**SUPPLIED RECORDS:**
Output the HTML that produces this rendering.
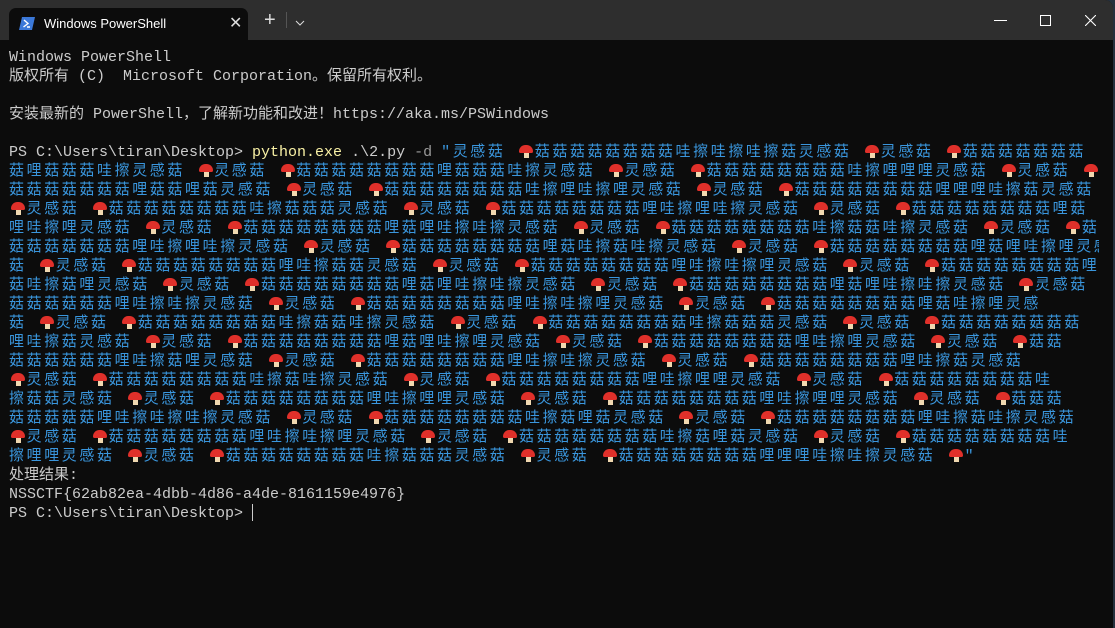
--
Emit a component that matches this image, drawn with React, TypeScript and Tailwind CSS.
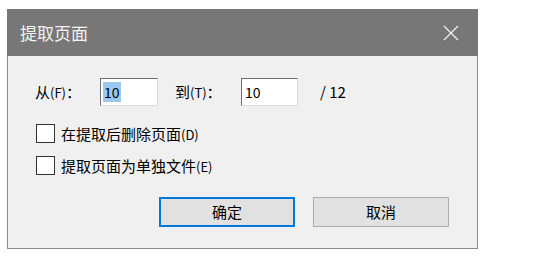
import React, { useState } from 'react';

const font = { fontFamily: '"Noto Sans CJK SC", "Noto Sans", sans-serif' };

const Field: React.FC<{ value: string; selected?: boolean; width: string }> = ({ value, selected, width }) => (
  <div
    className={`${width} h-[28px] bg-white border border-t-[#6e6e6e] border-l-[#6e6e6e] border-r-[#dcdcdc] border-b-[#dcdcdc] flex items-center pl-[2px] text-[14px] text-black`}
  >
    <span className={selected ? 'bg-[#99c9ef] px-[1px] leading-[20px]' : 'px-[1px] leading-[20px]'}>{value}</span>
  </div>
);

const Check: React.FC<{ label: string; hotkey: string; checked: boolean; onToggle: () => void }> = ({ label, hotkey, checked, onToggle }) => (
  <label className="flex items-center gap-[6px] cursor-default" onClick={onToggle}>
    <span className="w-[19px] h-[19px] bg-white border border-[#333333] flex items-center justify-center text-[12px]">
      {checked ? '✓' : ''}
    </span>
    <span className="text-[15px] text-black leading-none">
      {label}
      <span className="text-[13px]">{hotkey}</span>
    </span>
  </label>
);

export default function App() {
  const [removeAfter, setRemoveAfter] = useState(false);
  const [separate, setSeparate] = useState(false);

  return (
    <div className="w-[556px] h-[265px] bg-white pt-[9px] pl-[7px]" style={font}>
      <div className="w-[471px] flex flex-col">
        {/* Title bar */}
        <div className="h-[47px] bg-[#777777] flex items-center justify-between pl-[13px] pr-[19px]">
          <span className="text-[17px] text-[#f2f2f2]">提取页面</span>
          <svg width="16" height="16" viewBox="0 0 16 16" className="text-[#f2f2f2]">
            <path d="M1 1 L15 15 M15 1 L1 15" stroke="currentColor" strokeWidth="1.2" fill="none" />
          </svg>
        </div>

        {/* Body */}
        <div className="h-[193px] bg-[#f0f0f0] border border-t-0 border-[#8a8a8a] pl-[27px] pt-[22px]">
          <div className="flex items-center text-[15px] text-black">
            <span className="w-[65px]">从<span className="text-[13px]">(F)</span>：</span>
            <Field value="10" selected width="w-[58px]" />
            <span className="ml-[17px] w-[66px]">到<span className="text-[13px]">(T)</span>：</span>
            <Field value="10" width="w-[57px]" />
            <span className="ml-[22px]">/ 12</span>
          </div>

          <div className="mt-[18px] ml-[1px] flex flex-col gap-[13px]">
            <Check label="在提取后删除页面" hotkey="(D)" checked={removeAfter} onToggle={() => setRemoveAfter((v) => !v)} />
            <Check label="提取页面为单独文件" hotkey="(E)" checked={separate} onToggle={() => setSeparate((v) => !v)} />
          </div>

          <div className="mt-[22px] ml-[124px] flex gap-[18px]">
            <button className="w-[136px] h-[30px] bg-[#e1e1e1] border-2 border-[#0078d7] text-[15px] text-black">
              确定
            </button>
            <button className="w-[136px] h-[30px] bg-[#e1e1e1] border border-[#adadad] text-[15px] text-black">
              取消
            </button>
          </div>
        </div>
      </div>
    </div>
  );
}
--
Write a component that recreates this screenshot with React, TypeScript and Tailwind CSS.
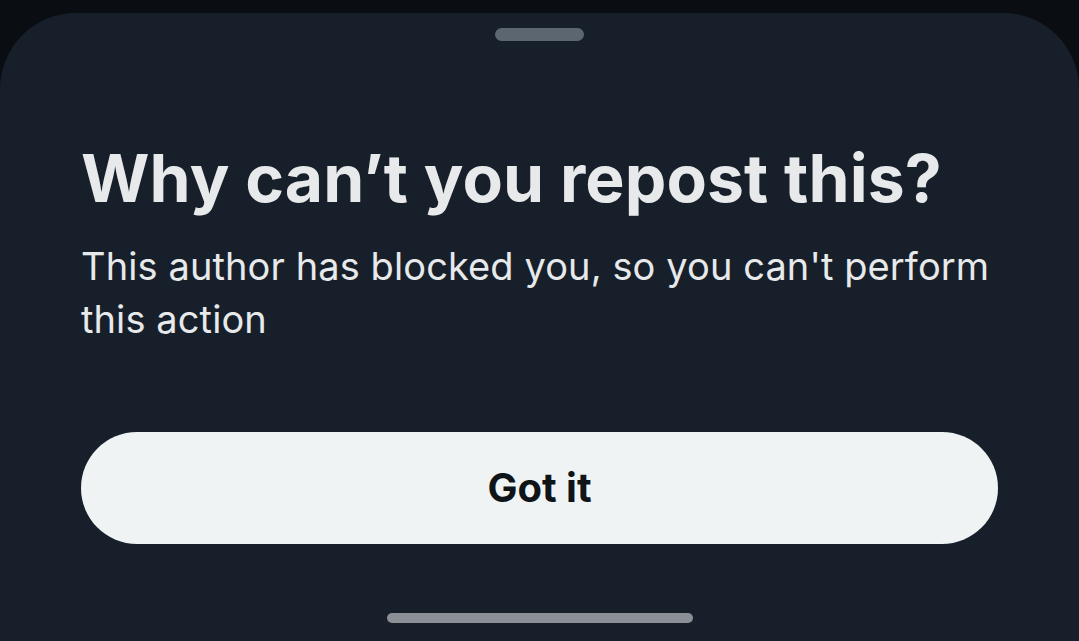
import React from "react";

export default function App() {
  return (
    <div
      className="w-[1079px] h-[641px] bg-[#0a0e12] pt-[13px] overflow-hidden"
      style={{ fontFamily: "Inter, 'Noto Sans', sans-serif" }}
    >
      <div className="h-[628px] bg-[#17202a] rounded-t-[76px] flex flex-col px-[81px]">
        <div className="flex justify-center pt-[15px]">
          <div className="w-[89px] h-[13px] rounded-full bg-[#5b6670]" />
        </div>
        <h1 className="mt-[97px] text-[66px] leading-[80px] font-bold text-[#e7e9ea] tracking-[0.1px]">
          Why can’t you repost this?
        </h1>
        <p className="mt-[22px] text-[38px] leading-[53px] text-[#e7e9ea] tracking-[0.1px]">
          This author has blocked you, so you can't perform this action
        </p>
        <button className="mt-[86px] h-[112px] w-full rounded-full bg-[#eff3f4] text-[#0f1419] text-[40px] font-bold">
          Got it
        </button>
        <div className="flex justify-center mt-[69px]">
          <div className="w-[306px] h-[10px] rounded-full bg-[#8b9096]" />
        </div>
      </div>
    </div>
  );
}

**JOB:** State how many lines include the string "component", and nothing more.

**RESULT BELOW:** 2